## BEGIN

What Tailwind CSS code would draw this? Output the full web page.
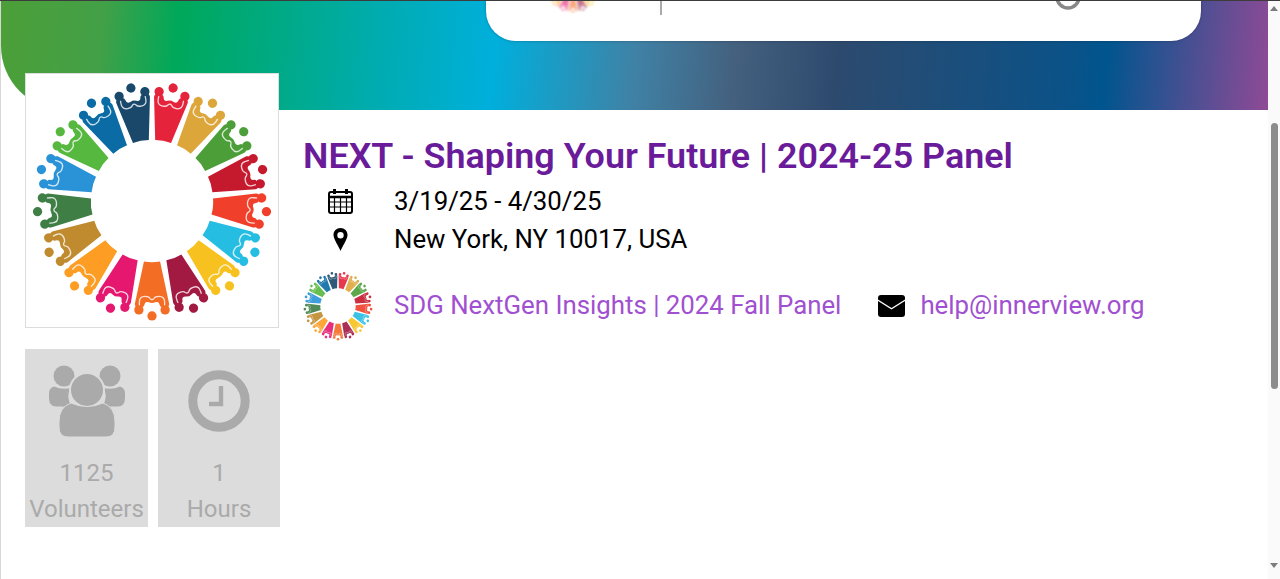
<!DOCTYPE html>
<html lang="en">
<head>
    <meta charset="UTF-8">
    <meta name="viewport" content="width=device-width, initial-scale=1.0">
    <title>NEXT - Shaping Your Future</title>
    <script src="https://cdn.jsdelivr.net/npm/@tailwindcss/browser@4"></script>
</head>
<body class="h-[579px] overflow-hidden bg-white font-['Roboto',sans-serif] text-black">
    <div class="flex h-full border-t border-[#3c3c3c]">
        <!-- page -->
        <main class="flex-1 border-l border-[#d8d8d8] min-w-0">
            <!-- banner -->
            <div class="h-[109px] overflow-hidden rounded-bl-[64px] bg-[linear-gradient(95deg,#4c9f38_0%,#43a047_8%,#00a85a_14%,#00acb0_30%,#00afdc_39%,#3f82a6_50%,#44607e_58%,#2d4a6e_66%,#0b5288_84%,#00558e_87%,#8f4a96_100%)]">
                <div class="ml-[485px] flex h-[40px] w-[715px] items-start overflow-hidden rounded-b-[30px] bg-white shadow-[0_0_3px_rgba(0,0,0,0.3)]">
                    <svg class="ml-[57px] mt-[-48px] h-[60px] w-[60px] shrink-0 opacity-60 blur-[1px]" viewBox="-120 -120 240 240"><use href="#wheel"/></svg>
                    <div class="ml-[57px] h-[14px] w-[2px] bg-[#aaaaaa] blur-[0.5px]"></div>
                    <svg class="ml-[394px] mt-[-14px] h-[24px] w-[24px] blur-[0.7px]" viewBox="0 0 24 24" fill="none" stroke="#888888" stroke-width="3.500"><circle cx="12" cy="10" r="11"/></svg>
                </div>
            </div>

            <div class="flex pl-[24px]">
                <!-- left column -->
                <div class="w-[256px] shrink-0">
                    <div class="relative mt-[-37px] flex h-[255px] w-[254px] items-center justify-center overflow-hidden border border-[#dddddd] bg-white">
                        <svg class="h-[242px] w-[242px] shrink-0 blur-[0.5px]" viewBox="-120 -120 240 240">
                            <defs>
                                <g id="person">
                                    <path d="M-8 -60 Q0 -61.500 8 -60 L17 -102 Q17 -106 13 -106 Q8 -106 7.500 -103 Q7 -99 3 -100.500 Q0 -102 -3 -100.500 Q-7 -99 -7.500 -103 Q-8 -106 -13 -106 Q-17 -106 -17 -102Z"/>
                                    <path d="M-12.500 -105 V-100 Q-12.500 -94.500 -7 -94.500 Q-3 -94.500 -2 -96.500 Q0 -99 2 -96.500 Q3 -94.500 7 -94.500 Q12.500 -94.500 12.500 -100 V-105" fill="none" stroke="#ffffff" stroke-width="1.300" opacity="0.8"/>
                                    <circle cx="-13" cy="-108" r="4.600"/>
                                    <circle cx="13" cy="-108" r="4.600"/>
                                    <circle cx="0" cy="-114" r="4.600"/>
                                </g>
                                <g id="wheel">
                                    <use href="#person" fill="#f36d25" transform="rotate(180)"/>
                                    <use href="#person" fill="#e5176f" transform="rotate(201.180)"/>
                                    <use href="#person" fill="#fd9d24" transform="rotate(222.350)"/>
                                    <use href="#person" fill="#bf8b2e" transform="rotate(243.530)"/>
                                    <use href="#person" fill="#3f7e44" transform="rotate(264.710)"/>
                                    <use href="#person" fill="#2a93d8" transform="rotate(285.880)"/>
                                    <use href="#person" fill="#56b83f" transform="rotate(307.060)"/>
                                    <use href="#person" fill="#0a6ba5" transform="rotate(328.240)"/>
                                    <use href="#person" fill="#19486a" transform="rotate(349.410)"/>
                                    <use href="#person" fill="#e5243b" transform="rotate(10.590)"/>
                                    <use href="#person" fill="#dda63a" transform="rotate(31.760)"/>
                                    <use href="#person" fill="#4c9f38" transform="rotate(52.940)"/>
                                    <use href="#person" fill="#c5192d" transform="rotate(74.120)"/>
                                    <use href="#person" fill="#f0402b" transform="rotate(95.290)"/>
                                    <use href="#person" fill="#26bde2" transform="rotate(116.470)"/>
                                    <use href="#person" fill="#f7c11f" transform="rotate(137.650)"/>
                                    <use href="#person" fill="#a21942" transform="rotate(158.820)"/>
                                </g>
                            </defs>
                            <use href="#wheel"/>
                        </svg>
                    </div>

                    <div class="mt-[21px] flex gap-[10px]">
                        <div class="flex h-[178px] w-[123px] flex-col items-center bg-[#dcdcdc] pt-[16px] text-[24px] leading-[36px] text-[#aaaaaa]">
                            <svg class="h-[73px] w-[78px]" viewBox="0 0 78 73" fill="#aaaaaa">
                                <circle cx="16" cy="11" r="10.500"/>
                                <circle cx="62" cy="11" r="10.500"/>
                                <path d="M6 21.500 Q14 25 23 23 Q17 32 24 41.500 H8 Q1 41.500 1 33 V28 Q1 23 6 21.500Z"/>
                                <path d="M72 21.500 Q64 25 55 23 Q61 32 54 41.500 H70 Q77 41.500 77 33 V28 Q77 23 72 21.500Z"/>
                                <circle cx="39" cy="25" r="17" stroke="#dcdcdc" stroke-width="2"/>
                                <path d="M23 38 Q39 45 55 38 Q67 42 67 57 V62 Q67 72 58 72 H20 Q11 72 11 62 V57 Q11 42 23 38Z" stroke="#dcdcdc" stroke-width="1"/>
                            </svg>
                            <p class="mt-[17px]">1125</p>
                            <p>Volunteers</p>
                        </div>
                        <div class="flex h-[178px] w-[122px] flex-col items-center bg-[#dcdcdc] pt-[21px] text-[24px] leading-[36px] text-[#aaaaaa]">
                            <svg class="h-[62px] w-[62px]" viewBox="0 0 62 62" fill="none" stroke="#aaaaaa">
                                <circle cx="31" cy="31" r="26.200" stroke-width="9"/>
                                <path d="M33 16 V34 H21" stroke-width="4.400"/>
                            </svg>
                            <p class="mt-[23px]">1</p>
                            <p>Hours</p>
                        </div>
                    </div>
                </div>

                <!-- details -->
                <div class="ml-[22px] flex-1">
                    <h1 class="mt-[24px] text-[35.900px] font-semibold leading-[44px] text-[#6a1b9a]">NEXT - Shaping Your Future | 2024-25 Panel</h1>

                    <div class="mt-[5px] flex h-[38px] items-center text-[25.800px]">
                        <div class="flex w-[91px] justify-center pl-[1px] pr-[18px]">
                            <svg class="mt-[-2px] h-[26px] w-[25px]" viewBox="0 0 25 26" fill="none" stroke="#000000">
                                <rect x="1" y="4" width="23" height="21" rx="2" stroke-width="2"/>
                                <path d="M1 9 H24" stroke-width="2.500"/>
                                <path d="M1 14 H24 M1 19 H24 M6.500 9 V25 M12.500 9 V25 M18.500 9 V25" stroke-width="1.200"/>
                                <path d="M6.500 1 V6 M18.500 1 V6" stroke-width="3"/>
                            </svg>
                        </div>
                        <span class="mb-[2px]">3/19/25 - 4/30/25</span>
                    </div>
                    <div class="flex h-[38px] items-center text-[25.800px]">
                        <div class="flex w-[91px] justify-center pl-[1px] pr-[18px]">
                            <svg class="mt-[-2px] h-[23px] w-[15px]" viewBox="0 0 15 23"><path fill-rule="evenodd" d="M7.500 0 C3.400 0 0.500 3 0.500 7 C0.500 11 5.500 18 7.500 23 C9.500 18 14.500 11 14.500 7 C14.500 3 11.600 0 7.500 0Z M7.500 4 A3.200 3.200 0 1 1 7.500 10.400 A3.200 3.200 0 1 1 7.500 4Z"/></svg>
                        </div>
                        <span class="mb-[2px]">New York, NY 10017, USA</span>
                    </div>

                    <div class="mt-[12px] flex items-center text-[25.800px] text-[#a050d0]">
                        <svg class="h-[70px] w-[70px] shrink-0 opacity-90 blur-[0.6px]" viewBox="-120 -120 240 240"><use href="#wheel"/></svg>
                        <a class="mb-[2px] ml-[21px]" href="#">SDG NextGen Insights | 2024 Fall Panel</a>
                        <svg class="ml-[37px] h-[22px] w-[27px]" viewBox="0 0 27 22">
                            <path d="M3 0 H24 Q27 0 27 3 V4.500 L13.500 13 L0 4.500 V3 Q0 0 3 0Z"/>
                            <path d="M0 6 L13.500 14.500 L27 6 V19 Q27 22 24 22 H3 Q0 22 0 19Z"/>
                        </svg>
                        <a class="mb-[2px] ml-[15px]" href="#">help@innerview.org</a>
                    </div>
                </div>
            </div>
        </main>

        <!-- scrollbar -->
        <aside class="flex w-[12px] shrink-0 flex-col items-center bg-[#fafafa] pt-[5px]">
            <div class="h-0 w-0 border-x-[4px] border-b-[5px] border-x-transparent border-b-[#7d7d7d]"></div>
            <div class="mt-[112px] h-[266px] w-[7px] rounded-full bg-[#8c8c8c]"></div>
            <div class="mt-[174px] h-0 w-0 border-x-[4px] border-t-[5px] border-x-transparent border-t-[#7d7d7d]"></div>
        </aside>
    </div>
</body>
</html>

## END

[TASK DIRECTIONS] Scan the material and collect every line that contains "page".

[WRITTEN ANSWER]
What Tailwind CSS code would draw this? Output the full web page.
        <!-- page -->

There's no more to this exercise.